● Recorded information
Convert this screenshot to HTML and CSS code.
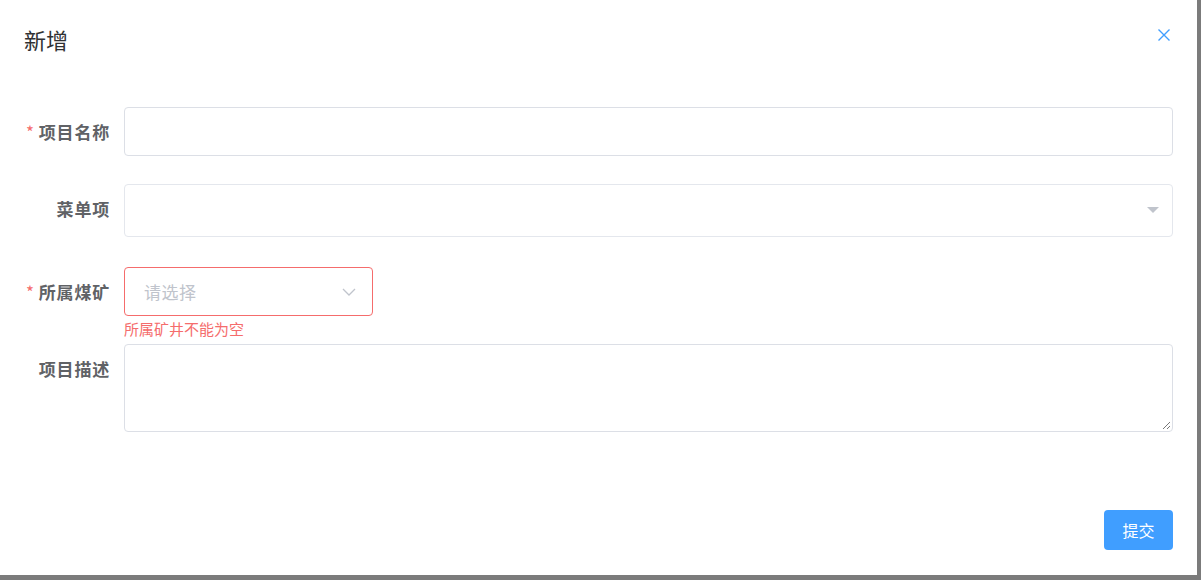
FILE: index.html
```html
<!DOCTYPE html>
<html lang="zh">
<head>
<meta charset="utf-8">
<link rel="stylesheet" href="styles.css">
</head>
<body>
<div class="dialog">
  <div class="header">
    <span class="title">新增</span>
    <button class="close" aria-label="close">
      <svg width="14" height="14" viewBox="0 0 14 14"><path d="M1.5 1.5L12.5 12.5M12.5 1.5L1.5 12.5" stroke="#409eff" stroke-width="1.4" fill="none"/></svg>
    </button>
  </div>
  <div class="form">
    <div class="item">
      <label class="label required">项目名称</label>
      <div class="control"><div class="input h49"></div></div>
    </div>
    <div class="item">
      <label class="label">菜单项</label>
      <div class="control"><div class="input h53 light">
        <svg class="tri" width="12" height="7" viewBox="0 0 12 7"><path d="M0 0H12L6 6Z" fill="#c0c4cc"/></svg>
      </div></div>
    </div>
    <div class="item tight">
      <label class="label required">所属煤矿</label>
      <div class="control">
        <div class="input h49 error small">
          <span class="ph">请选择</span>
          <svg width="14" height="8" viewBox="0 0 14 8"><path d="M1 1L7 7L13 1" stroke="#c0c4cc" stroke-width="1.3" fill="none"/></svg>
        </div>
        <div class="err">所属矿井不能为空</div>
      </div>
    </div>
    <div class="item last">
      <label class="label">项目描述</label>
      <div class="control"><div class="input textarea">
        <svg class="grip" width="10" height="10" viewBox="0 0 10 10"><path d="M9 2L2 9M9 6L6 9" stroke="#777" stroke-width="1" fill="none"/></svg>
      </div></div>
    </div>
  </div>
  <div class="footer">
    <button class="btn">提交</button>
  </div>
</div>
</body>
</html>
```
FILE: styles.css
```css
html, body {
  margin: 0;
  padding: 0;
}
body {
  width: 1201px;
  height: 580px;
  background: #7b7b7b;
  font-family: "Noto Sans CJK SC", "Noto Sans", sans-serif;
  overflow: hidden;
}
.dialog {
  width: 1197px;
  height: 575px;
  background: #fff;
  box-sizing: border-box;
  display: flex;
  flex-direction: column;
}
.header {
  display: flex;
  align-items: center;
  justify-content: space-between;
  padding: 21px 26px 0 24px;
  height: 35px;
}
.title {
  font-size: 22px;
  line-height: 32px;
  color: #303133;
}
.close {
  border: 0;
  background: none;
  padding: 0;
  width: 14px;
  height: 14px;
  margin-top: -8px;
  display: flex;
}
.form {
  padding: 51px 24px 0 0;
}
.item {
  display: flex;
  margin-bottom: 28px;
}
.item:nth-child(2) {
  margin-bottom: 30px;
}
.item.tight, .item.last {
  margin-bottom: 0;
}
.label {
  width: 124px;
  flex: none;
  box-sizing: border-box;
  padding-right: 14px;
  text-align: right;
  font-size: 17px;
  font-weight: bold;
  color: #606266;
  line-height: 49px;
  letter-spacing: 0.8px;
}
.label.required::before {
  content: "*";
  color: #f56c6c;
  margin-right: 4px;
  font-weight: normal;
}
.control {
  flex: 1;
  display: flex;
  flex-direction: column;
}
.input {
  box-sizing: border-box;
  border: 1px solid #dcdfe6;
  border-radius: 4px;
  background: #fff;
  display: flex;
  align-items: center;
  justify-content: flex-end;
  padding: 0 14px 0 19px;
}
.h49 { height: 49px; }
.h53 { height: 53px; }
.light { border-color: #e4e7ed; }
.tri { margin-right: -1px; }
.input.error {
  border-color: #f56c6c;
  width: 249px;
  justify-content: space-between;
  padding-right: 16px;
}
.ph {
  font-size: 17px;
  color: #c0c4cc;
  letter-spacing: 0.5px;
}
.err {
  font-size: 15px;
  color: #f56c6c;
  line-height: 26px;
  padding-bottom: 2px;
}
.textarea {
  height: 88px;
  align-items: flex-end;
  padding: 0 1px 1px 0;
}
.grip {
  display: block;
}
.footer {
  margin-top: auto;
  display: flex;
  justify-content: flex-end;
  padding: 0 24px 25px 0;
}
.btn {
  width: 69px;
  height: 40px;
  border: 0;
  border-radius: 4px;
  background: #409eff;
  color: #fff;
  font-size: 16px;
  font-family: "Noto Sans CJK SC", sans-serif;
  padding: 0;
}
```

● Task instructions
Write out the material above once more, exactly as it reads, with no pictures.

● Response for this exercise
Convert this screenshot to HTML and CSS code.
FILE: index.html
```html
<!DOCTYPE html>
<html lang="zh">
<head>
<meta charset="utf-8">
<link rel="stylesheet" href="styles.css">
</head>
<body>
<div class="dialog">
  <div class="header">
    <span class="title">新增</span>
    <button class="close" aria-label="close">
      <svg width="14" height="14" viewBox="0 0 14 14"><path d="M1.5 1.5L12.5 12.5M12.5 1.5L1.5 12.5" stroke="#409eff" stroke-width="1.4" fill="none"/></svg>
    </button>
  </div>
  <div class="form">
    <div class="item">
      <label class="label required">项目名称</label>
      <div class="control"><div class="input h49"></div></div>
    </div>
    <div class="item">
      <label class="label">菜单项</label>
      <div class="control"><div class="input h53 light">
        <svg class="tri" width="12" height="7" viewBox="0 0 12 7"><path d="M0 0H12L6 6Z" fill="#c0c4cc"/></svg>
      </div></div>
    </div>
    <div class="item tight">
      <label class="label required">所属煤矿</label>
      <div class="control">
        <div class="input h49 error small">
          <span class="ph">请选择</span>
          <svg width="14" height="8" viewBox="0 0 14 8"><path d="M1 1L7 7L13 1" stroke="#c0c4cc" stroke-width="1.3" fill="none"/></svg>
        </div>
        <div class="err">所属矿井不能为空</div>
      </div>
    </div>
    <div class="item last">
      <label class="label">项目描述</label>
      <div class="control"><div class="input textarea">
        <svg class="grip" width="10" height="10" viewBox="0 0 10 10"><path d="M9 2L2 9M9 6L6 9" stroke="#777" stroke-width="1" fill="none"/></svg>
      </div></div>
    </div>
  </div>
  <div class="footer">
    <button class="btn">提交</button>
  </div>
</div>
</body>
</html>
```
FILE: styles.css
```css
html, body {
  margin: 0;
  padding: 0;
}
body {
  width: 1201px;
  height: 580px;
  background: #7b7b7b;
  font-family: "Noto Sans CJK SC", "Noto Sans", sans-serif;
  overflow: hidden;
}
.dialog {
  width: 1197px;
  height: 575px;
  background: #fff;
  box-sizing: border-box;
  display: flex;
  flex-direction: column;
}
.header {
  display: flex;
  align-items: center;
  justify-content: space-between;
  padding: 21px 26px 0 24px;
  height: 35px;
}
.title {
  font-size: 22px;
  line-height: 32px;
  color: #303133;
}
.close {
  border: 0;
  background: none;
  padding: 0;
  width: 14px;
  height: 14px;
  margin-top: -8px;
  display: flex;
}
.form {
  padding: 51px 24px 0 0;
}
.item {
  display: flex;
  margin-bottom: 28px;
}
.item:nth-child(2) {
  margin-bottom: 30px;
}
.item.tight, .item.last {
  margin-bottom: 0;
}
.label {
  width: 124px;
  flex: none;
  box-sizing: border-box;
  padding-right: 14px;
  text-align: right;
  font-size: 17px;
  font-weight: bold;
  color: #606266;
  line-height: 49px;
  letter-spacing: 0.8px;
}
.label.required::before {
  content: "*";
  color: #f56c6c;
  margin-right: 4px;
  font-weight: normal;
}
.control {
  flex: 1;
  display: flex;
  flex-direction: column;
}
.input {
  box-sizing: border-box;
  border: 1px solid #dcdfe6;
  border-radius: 4px;
  background: #fff;
  display: flex;
  align-items: center;
  justify-content: flex-end;
  padding: 0 14px 0 19px;
}
.h49 { height: 49px; }
.h53 { height: 53px; }
.light { border-color: #e4e7ed; }
.tri { margin-right: -1px; }
.input.error {
  border-color: #f56c6c;
  width: 249px;
  justify-content: space-between;
  padding-right: 16px;
}
.ph {
  font-size: 17px;
  color: #c0c4cc;
  letter-spacing: 0.5px;
}
.err {
  font-size: 15px;
  color: #f56c6c;
  line-height: 26px;
  padding-bottom: 2px;
}
.textarea {
  height: 88px;
  align-items: flex-end;
  padding: 0 1px 1px 0;
}
.grip {
  display: block;
}
.footer {
  margin-top: auto;
  display: flex;
  justify-content: flex-end;
  padding: 0 24px 25px 0;
}
.btn {
  width: 69px;
  height: 40px;
  border: 0;
  border-radius: 4px;
  background: #409eff;
  color: #fff;
  font-size: 16px;
  font-family: "Noto Sans CJK SC", sans-serif;
  padding: 0;
}
```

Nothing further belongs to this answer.